According to the above link, there is no more ZMapp to treat patients with ebola.

Elegran Wed 27-Aug-14 12:14:12

Is the record in private hospitals any better? Something like Ebola will be treated VERY carefully in a specially designed unit in a NHS hospital.

I hope you reported the unwashed hands. They are supposed to wash them and to take every precaution against cross-infection. If everyone who saw a breach of regulations reported it, crackdowns would follow and infections would be minimised.

Elegran Wed 27-Aug-14 12:20:20

It does not sound to me as though there need be a fight over the truth/not of what JenDurham's recounted. there are big city teaching hospitals and there are smaller provincial ones with fewer facilities or space.

Procedures ought to be the same though, everywhere. In the past it was scrupulous cleanliness that kept infections at bay. With modern chemical cleaners and disinfectants, and antibiotics, and a separation of nursing and cleaning duties, it is easy to think that something is clean enough when that is not clean enough for a hospital.

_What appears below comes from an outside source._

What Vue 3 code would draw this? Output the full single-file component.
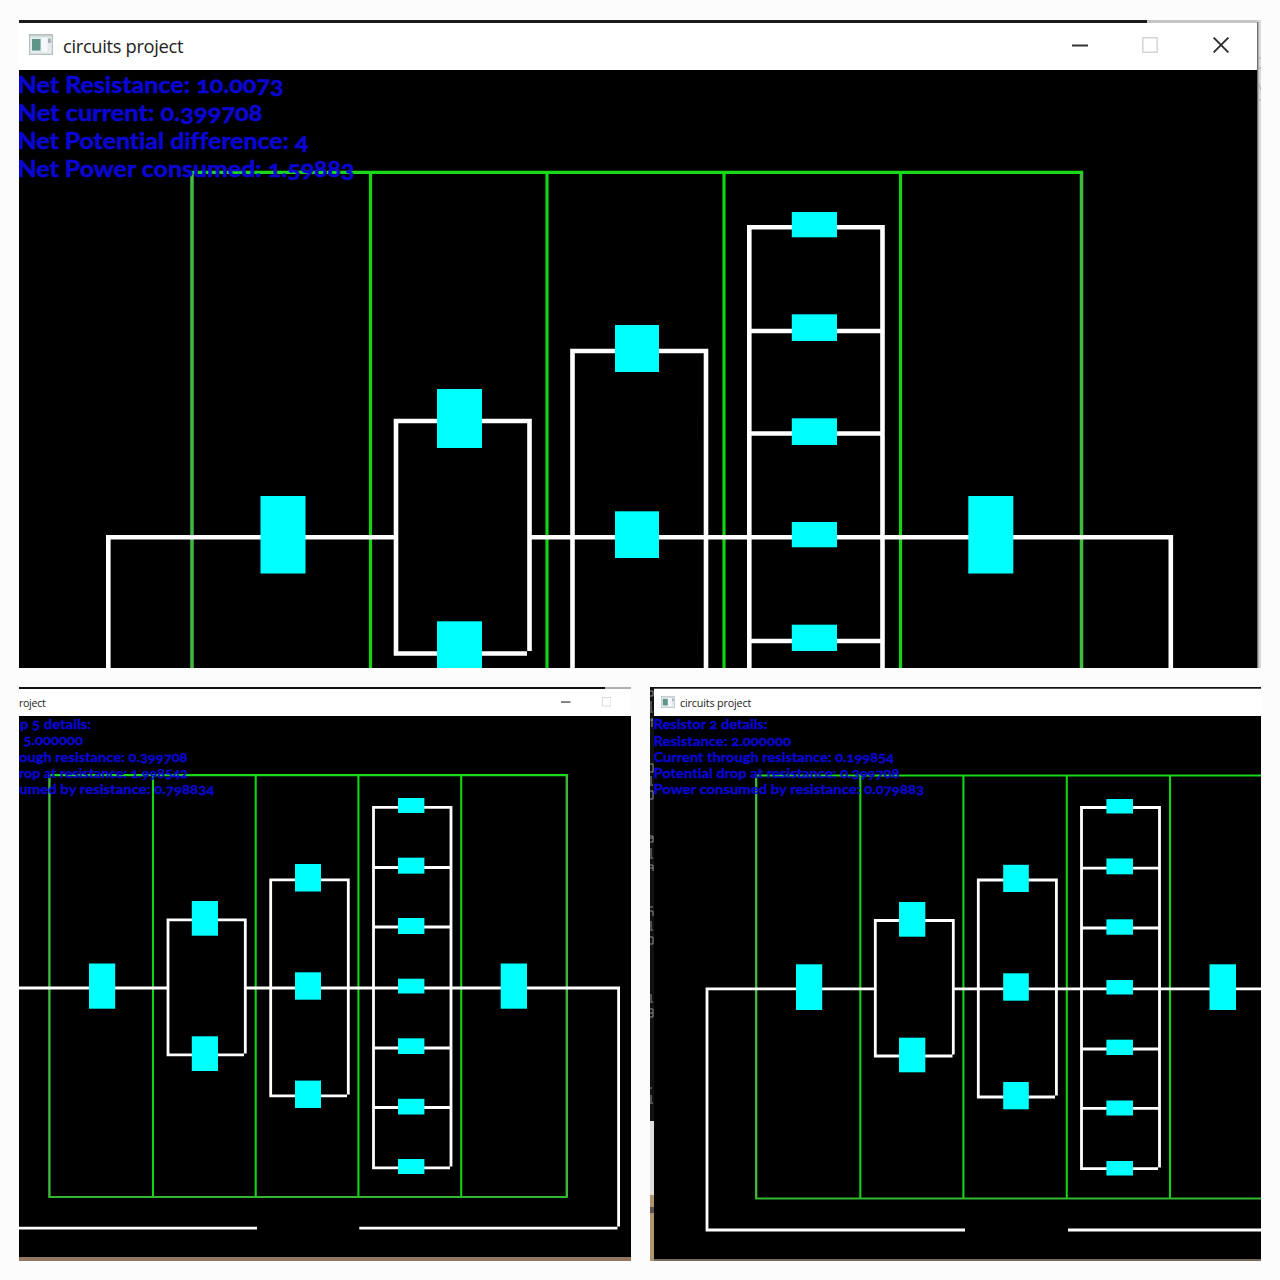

durhamjen Wed 27-Aug-14 12:21:37

Yes, we did, because they were trying to blame us for the MRSA. My mother had a tracheotomy tube and the MRSA was in the tube. The only people who touched the tube were the nurses, as my mother was not capable of doing it herself by then.
When she got rid of the MRSA the second time, we got her into a nursing home, where, surprisingly, she never got MRSA again.

harrigran Wed 27-Aug-14 12:34:07

I share durhamjen's concern, having seen some inexcusable lack of hygiene in a local hospital. I once visited a relative and there were dirty dressings left on a bed table, I took them to the nurses station and put them into the hands of the sister, her look of horror spoke volumes.

durhamjen Wed 27-Aug-14 12:36:29

I would have loved to have seen that, harrigran. Hope you washed and disinfected your hands afterwards.

durhamjen Wed 27-Aug-14 12:38:27

Haven't seen any reaction to my link about the 120 health workers who have died from Ebola.

Galen Wed 27-Aug-14 13:02:14

At least one of them was elderly.

durhamjen Wed 27-Aug-14 13:32:44

Now off to visit my elderly mother in law in her nursing home and find out which infection she has got this week. Last week it was a urine infection which put her in hospital for a day. The month before she had c-difficile.

Still 120 health workers fewer, whatever age they were, Galen.
And the company making it has no more ZMapp in stock to treat Ebola patients.

Agus Wed 27-Aug-14 14:38:32

What? You posted your mother's experience, I posted my experience as I stated, within two large city hospitals!!

If you think for a minute that I was even implying your mother was a lair jen, that, is in your head only!

All hospitals are different. I worked in a cottage hospital and also in city hospitals and as Galen recounted, mixed diseases occurred on the same wards in small provincial hospitals


HollyDaze Wed 27-Aug-14 15:41:27

We saw nurses going out of her room to deal with other patients without washing their hands.

It isn't just the nurses. When I was in hospital 3 years ago (and had a clear view of the nurses station at the reception area to the ward), I saw one nurse direct a doctor to the hand washing basins (he had been about to walk into one of the side wards) and made him wash his hands. He was about to walk off again and she made him put his hands inside some contraption which shone a light on his hands - she made him wash his hands again. Whatever it was that that light revealed, she had no intention of letting him into any of the wards until his hands were clean enough. When it comes to the spread of infection, my guess is that most of it occurs with the medical teams.